9. Spooky Past as an Abbey
Adding to its creepy setting with an unsettling past, the original Sker House is built on old monastery grounds, more specifically the outlying farmland of Neath Abbey. This meant that the Cistercian monks staying there had their own accommodations. One of the nearby buildings in fact dates back to the time of the abbey, and may have been the barn.
Not long after the dissolution of the monasteries, the property was turned into a house and more floors were added to the building. Unfortunately, as the building fell into disrepair during the 20th century, much of the older monastery has been lost to time.
10. Sker, I Don’t Think It Means What You Think It Means
The names “Maid of Sker”, “Sker House” (and thus “Sker Hotel”) all come from the nearby Sker Point. Sker is not, as widely reported, a Welsh word.
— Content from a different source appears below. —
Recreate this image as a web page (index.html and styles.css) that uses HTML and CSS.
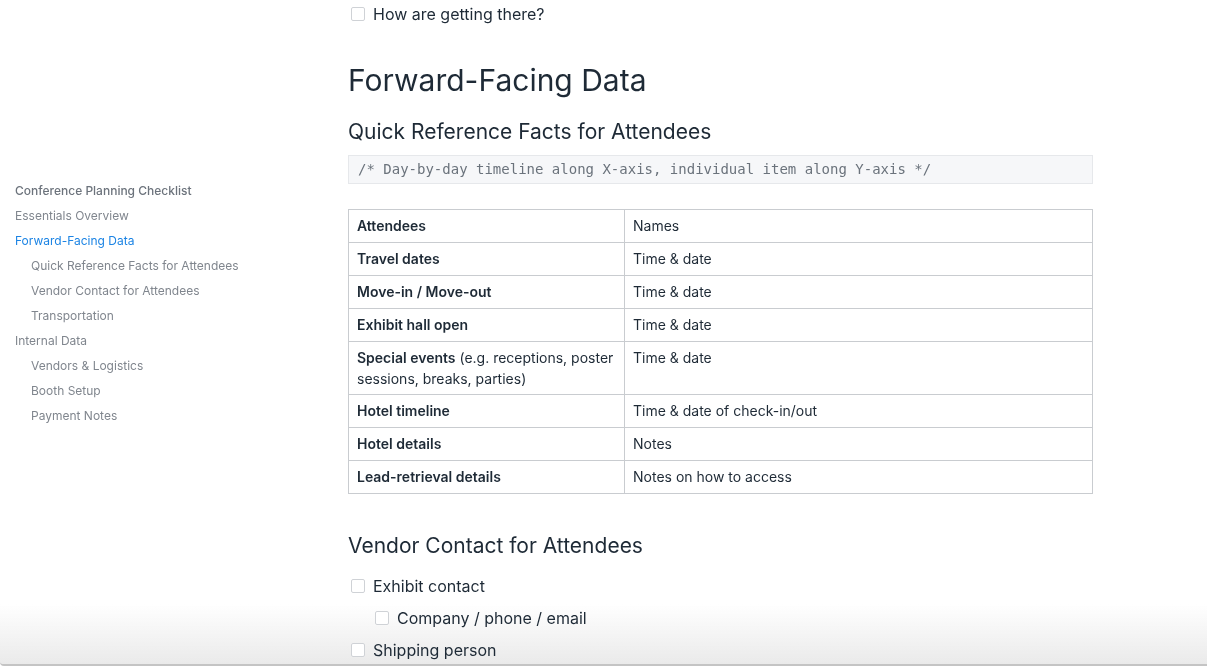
FILE: index.html
```html
<!DOCTYPE html>
<html lang="en">
<head>
<meta charset="utf-8">
<title>Conference Planning Checklist</title>
<link rel="stylesheet" href="styles.css">
</head>
<body>
<div class="bottom-fade"></div>
<div class="page">
  <nav class="toc">
    <a class="toc-item toc-title">Conference Planning Checklist</a>
    <a class="toc-item">Essentials Overview</a>
    <a class="toc-item active">Forward-Facing Data</a>
    <a class="toc-item sub">Quick Reference Facts for Attendees</a>
    <a class="toc-item sub">Vendor Contact for Attendees</a>
    <a class="toc-item sub">Transportation</a>
    <a class="toc-item">Internal Data</a>
    <a class="toc-item sub">Vendors &amp; Logistics</a>
    <a class="toc-item sub">Booth Setup</a>
    <a class="toc-item sub">Payment Notes</a>
  </nav>
  <main class="doc">
    <ul class="checklist first">
      <li><span class="box"></span>How are getting there?</li>
    </ul>
    <h1 class="h1">Forward-Facing Data</h1>
    <h2 class="h2">Quick Reference Facts for Attendees</h2>
    <pre class="code">/* Day-by-day timeline along X-axis, individual item along Y-axis */</pre>
    <table class="facts">
      <tr><td class="k"><b>Attendees</b></td><td class="v">Names</td></tr>
      <tr><td class="k"><b>Travel dates</b></td><td class="v">Time &amp; date</td></tr>
      <tr><td class="k"><b>Move-in / Move-out</b></td><td class="v">Time &amp; date</td></tr>
      <tr><td class="k"><b>Exhibit hall open</b></td><td class="v">Time &amp; date</td></tr>
      <tr class="tall"><td class="k"><b>Special events</b> (e.g. receptions, poster sessions, breaks, parties)</td><td class="v">Time &amp; date</td></tr>
      <tr><td class="k"><b>Hotel timeline</b></td><td class="v">Time &amp; date of check-in/out</td></tr>
      <tr><td class="k"><b>Hotel details</b></td><td class="v">Notes</td></tr>
      <tr><td class="k"><b>Lead-retrieval details</b></td><td class="v">Notes on how to access</td></tr>
    </table>
    <h2 class="h2 vendor">Vendor Contact for Attendees</h2>
    <ul class="checklist">
      <li><span class="box"></span>Exhibit contact</li>
      <li class="indent"><span class="box"></span>Company / phone / email</li>
      <li><span class="box"></span>Shipping person</li>
    </ul>
  </main>
</div>
</body>
</html>
```
FILE: styles.css
```css
html, body {
  margin: 0;
  padding: 0;
  background: #fff;
}
body {
  font-family: Inter, Roboto, "Liberation Sans", Arial, sans-serif;
  color: #1e2a36;
  height: 666px;
  overflow: hidden;
}
.page {
  display: flex;
  position: relative;
  z-index: 1;
}
.toc {
  width: 333px;
  padding: 178px 0 0 15px;
  display: flex;
  flex-direction: column;
  flex-shrink: 0;
}
.toc-item {
  font-size: 12px;
  line-height: 25px;
  color: #80868e;
  white-space: nowrap;
}
.toc-title {
  font-weight: 500;
  color: #6c737c;
}
.toc-item.active {
  color: #1c84e4;
}
.toc-item.sub {
  padding-left: 16px;
}
.doc {
  width: 745px;
}
.checklist {
  list-style: none;
  margin: 0;
  padding: 0;
}
.checklist li {
  display: flex;
  align-items: center;
  font-size: 16px;
  height: 32px;
  color: #1e2a36;
}
.checklist.first li {
  height: 27px;
}
.checklist li.indent {
  padding-left: 24px;
}
.box {
  width: 12px;
  height: 12px;
  border: 1px solid #cfd2d6;
  border-radius: 2px;
  margin: 0 8px 0 3px;
  background: #fff;
}
.h1 {
  font-size: 30px;
  font-weight: 400;
  margin: 33px 0 0 0;
  line-height: 40px;
  color: #1e2a36;
}
.h2 {
  font-size: 21px;
  font-weight: 400;
  line-height: 28px;
  margin: 18px 0 0 0;
  color: #1e2a36;
}
.code {
  margin: 9px 0 0 0;
  background: #f6f7f9;
  border: 1px solid #e6e8eb;
  font-family: "DejaVu Sans Mono", "Liberation Mono", monospace;
  font-size: 14px;
  line-height: 27px;
  padding: 0 9px;
  color: #6b737c;
}
.facts {
  margin-top: 25px;
  width: 745px;
  border-collapse: collapse;
  font-size: 14px;
  color: #1e2a36;
}
.facts td {
  border: 1px solid #c9ccd0;
  padding: 5px 8px 6px 8px;
  line-height: 21px;
  vertical-align: top;
}
.facts tr.tall td {
  padding-bottom: 5px;
  padding-top: 5px;
}
.facts td.k {
  width: 259px;
}
.facts b {
  font-weight: 600;
}
.h2.vendor {
  margin-top: 38px;
  margin-bottom: 10px;
}
.bottom-fade {
  position: fixed;
  left: 0;
  right: 0;
  bottom: 0;
  height: 60px;
  z-index: 0;
  background: linear-gradient(to bottom, rgba(236,236,236,0), rgba(234,234,234,1));
  border-bottom: 2px solid #c4c4c4;
  border-bottom-left-radius: 4px;
}
```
It’s Norse, the name likely having been given to the region in the 11th Century by a band of invading Vikings.
Sker shares its roots with the English word Skerry, which means “reef” or “rocky island”, as well as the Welsh word ysgair (us-guyr), which means “elevated place”. This name was likely given to Sker Point due to the topography of the region, which is rocky and elevated out of the water. As mentioned above, this has claimed the lives of many seafarers. Additionally, in Welsh, Sker translates to ‘Sger’.
Thus the incredibly verdant Sker Island in-game is not necessarily as accurate a description as it first appears.